▶ [Task description]: Quote all of the data exactly as given. Skip every picture it contains.

▶ [Information shown]:
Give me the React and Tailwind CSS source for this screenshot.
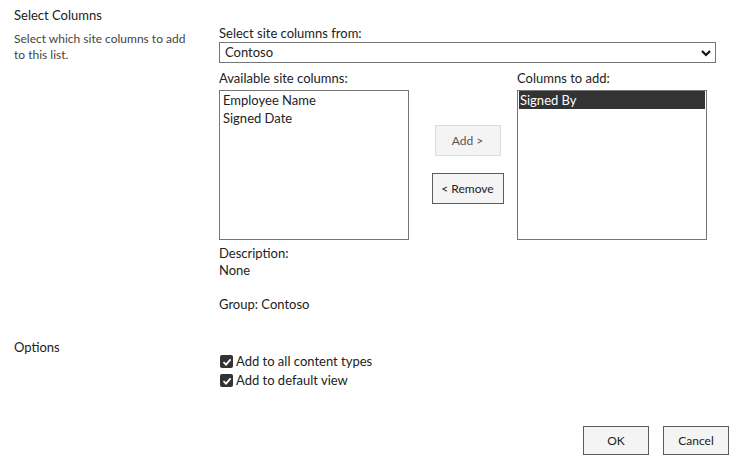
import React from 'react';

const FONT = { fontFamily: 'Lato, "Noto Sans", sans-serif' };

function Check() {
  return (
    <span className="w-[13px] h-[13px] rounded-[2px] bg-[#333] flex items-center justify-center shrink-0">
      <svg width="10" height="10" viewBox="0 0 10 10">
        <path d="M1.5 5.2 L4 7.6 L8.6 2.4" fill="none" stroke="#fff" strokeWidth="1.8" />
      </svg>
    </span>
  );
}

function ListBox({ items, selected }) {
  return (
    <div className="w-[190px] h-[150px] mt-[4px] border border-[#767676] bg-white px-[1px] text-[13px] leading-[18px] text-[#222]">
      {items.map((it) => (
        <div
          key={it}
          className={it === selected ? 'bg-[#333] text-white pl-[1px]' : 'pl-[2px]'}
        >
          {it}
        </div>
      ))}
    </div>
  );
}

export default function App() {
  return (
    <div className="w-[734px] h-[460px] bg-white flex flex-col text-[#222]" style={FONT}>
      <div className="flex">
        <div className="w-[219px] pl-[14px] pt-[7px]">
          <div className="text-[13px] leading-[16px] text-[#222]">Select Columns</div>
          <p className="mt-[8px] text-[12px] leading-[16px] text-[#444] w-[178px]">
            Select which site columns to add to this list.
          </p>
        </div>

        <div className="w-[497px] pt-[25px]">
          <div className="text-[13px] leading-[16px]">Select site columns from:</div>
          <div className="mt-[1px] h-[21px] border border-[#767676] flex items-center justify-between pl-[5px] pr-[3px] text-[13px]">
            <span>Contoso</span>
            <svg width="12" height="10" viewBox="0 0 12 10">
              <path d="M2 3 L6 7 L10 3" fill="none" stroke="#111" strokeWidth="2.2" />
            </svg>
          </div>

          <div className="mt-[7px] flex">
            <div className="w-[190px]">
              <div className="text-[13px] leading-[16px]">Available site columns:</div>
              <ListBox items={['Employee Name', 'Signed Date']} />
            </div>

            <div className="w-[108px] flex flex-col items-center pt-[55px] pl-[9px] gap-[17px]">
              <button className="w-[66px] h-[31px] bg-[#f4f4f4] border border-[#dcdcdc] text-[12px] text-[#555]">
                Add &gt;
              </button>
              <button className="w-[72px] h-[31px] bg-[#f4f4f4] border border-[#5c5c5c] text-[12px] text-[#222]">
                &lt; Remove
              </button>
            </div>

            <div className="w-[190px]">
              <div className="text-[13px] leading-[16px]">Columns to add:</div>
              <ListBox items={['Signed By']} selected="Signed By" />
            </div>
          </div>

          <div className="mt-[5px] text-[13px] leading-[17px]">
            <div>Description:</div>
            <div>None</div>
            <div className="mt-[17px]">Group: Contoso</div>
          </div>
        </div>
      </div>

      <div className="flex mt-[26px]">
        <div className="w-[219px] pl-[14px]">
          <div className="text-[13px] leading-[16px]">Options</div>
        </div>
        <div className="pt-[16px] pl-[1px] flex flex-col gap-[6px] text-[13px] leading-[13px]">
          <label className="flex items-center gap-[3px]">
            <Check />
            <span>Add to all content types</span>
          </label>
          <label className="flex items-center gap-[3px]">
            <Check />
            <span>Add to default view</span>
          </label>
        </div>
      </div>

      <div className="mt-auto mb-[5px] flex justify-end gap-[14px] pr-[5px]">
        <button className="w-[66px] h-[29px] bg-[#f4f4f4] border border-[#5c5c5c] text-[12px] text-[#222]">
          OK
        </button>
        <button className="w-[66px] h-[29px] bg-[#f4f4f4] border border-[#5c5c5c] text-[12px] text-[#222]">
          Cancel
        </button>
      </div>
    </div>
  );
}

▶ [Worked solution]:
Give me the React and Tailwind CSS source for this screenshot.
import React from 'react';

const FONT = { fontFamily: 'Lato, "Noto Sans", sans-serif' };

function Check() {
  return (
    <span className="w-[13px] h-[13px] rounded-[2px] bg-[#333] flex items-center justify-center shrink-0">
      <svg width="10" height="10" viewBox="0 0 10 10">
        <path d="M1.5 5.2 L4 7.6 L8.6 2.4" fill="none" stroke="#fff" strokeWidth="1.8" />
      </svg>
    </span>
  );
}

function ListBox({ items, selected }) {
  return (
    <div className="w-[190px] h-[150px] mt-[4px] border border-[#767676] bg-white px-[1px] text-[13px] leading-[18px] text-[#222]">
      {items.map((it) => (
        <div
          key={it}
          className={it === selected ? 'bg-[#333] text-white pl-[1px]' : 'pl-[2px]'}
        >
          {it}
        </div>
      ))}
    </div>
  );
}

export default function App() {
  return (
    <div className="w-[734px] h-[460px] bg-white flex flex-col text-[#222]" style={FONT}>
      <div className="flex">
        <div className="w-[219px] pl-[14px] pt-[7px]">
          <div className="text-[13px] leading-[16px] text-[#222]">Select Columns</div>
          <p className="mt-[8px] text-[12px] leading-[16px] text-[#444] w-[178px]">
            Select which site columns to add to this list.
          </p>
        </div>

        <div className="w-[497px] pt-[25px]">
          <div className="text-[13px] leading-[16px]">Select site columns from:</div>
          <div className="mt-[1px] h-[21px] border border-[#767676] flex items-center justify-between pl-[5px] pr-[3px] text-[13px]">
            <span>Contoso</span>
            <svg width="12" height="10" viewBox="0 0 12 10">
              <path d="M2 3 L6 7 L10 3" fill="none" stroke="#111" strokeWidth="2.2" />
            </svg>
          </div>

          <div className="mt-[7px] flex">
            <div className="w-[190px]">
              <div className="text-[13px] leading-[16px]">Available site columns:</div>
              <ListBox items={['Employee Name', 'Signed Date']} />
            </div>

            <div className="w-[108px] flex flex-col items-center pt-[55px] pl-[9px] gap-[17px]">
              <button className="w-[66px] h-[31px] bg-[#f4f4f4] border border-[#dcdcdc] text-[12px] text-[#555]">
                Add &gt;
              </button>
              <button className="w-[72px] h-[31px] bg-[#f4f4f4] border border-[#5c5c5c] text-[12px] text-[#222]">
                &lt; Remove
              </button>
            </div>

            <div className="w-[190px]">
              <div className="text-[13px] leading-[16px]">Columns to add:</div>
              <ListBox items={['Signed By']} selected="Signed By" />
            </div>
          </div>

          <div className="mt-[5px] text-[13px] leading-[17px]">
            <div>Description:</div>
            <div>None</div>
            <div className="mt-[17px]">Group: Contoso</div>
          </div>
        </div>
      </div>

      <div className="flex mt-[26px]">
        <div className="w-[219px] pl-[14px]">
          <div className="text-[13px] leading-[16px]">Options</div>
        </div>
        <div className="pt-[16px] pl-[1px] flex flex-col gap-[6px] text-[13px] leading-[13px]">
          <label className="flex items-center gap-[3px]">
            <Check />
            <span>Add to all content types</span>
          </label>
          <label className="flex items-center gap-[3px]">
            <Check />
            <span>Add to default view</span>
          </label>
        </div>
      </div>

      <div className="mt-auto mb-[5px] flex justify-end gap-[14px] pr-[5px]">
        <button className="w-[66px] h-[29px] bg-[#f4f4f4] border border-[#5c5c5c] text-[12px] text-[#222]">
          OK
        </button>
        <button className="w-[66px] h-[29px] bg-[#f4f4f4] border border-[#5c5c5c] text-[12px] text-[#222]">
          Cancel
        </button>
      </div>
    </div>
  );
}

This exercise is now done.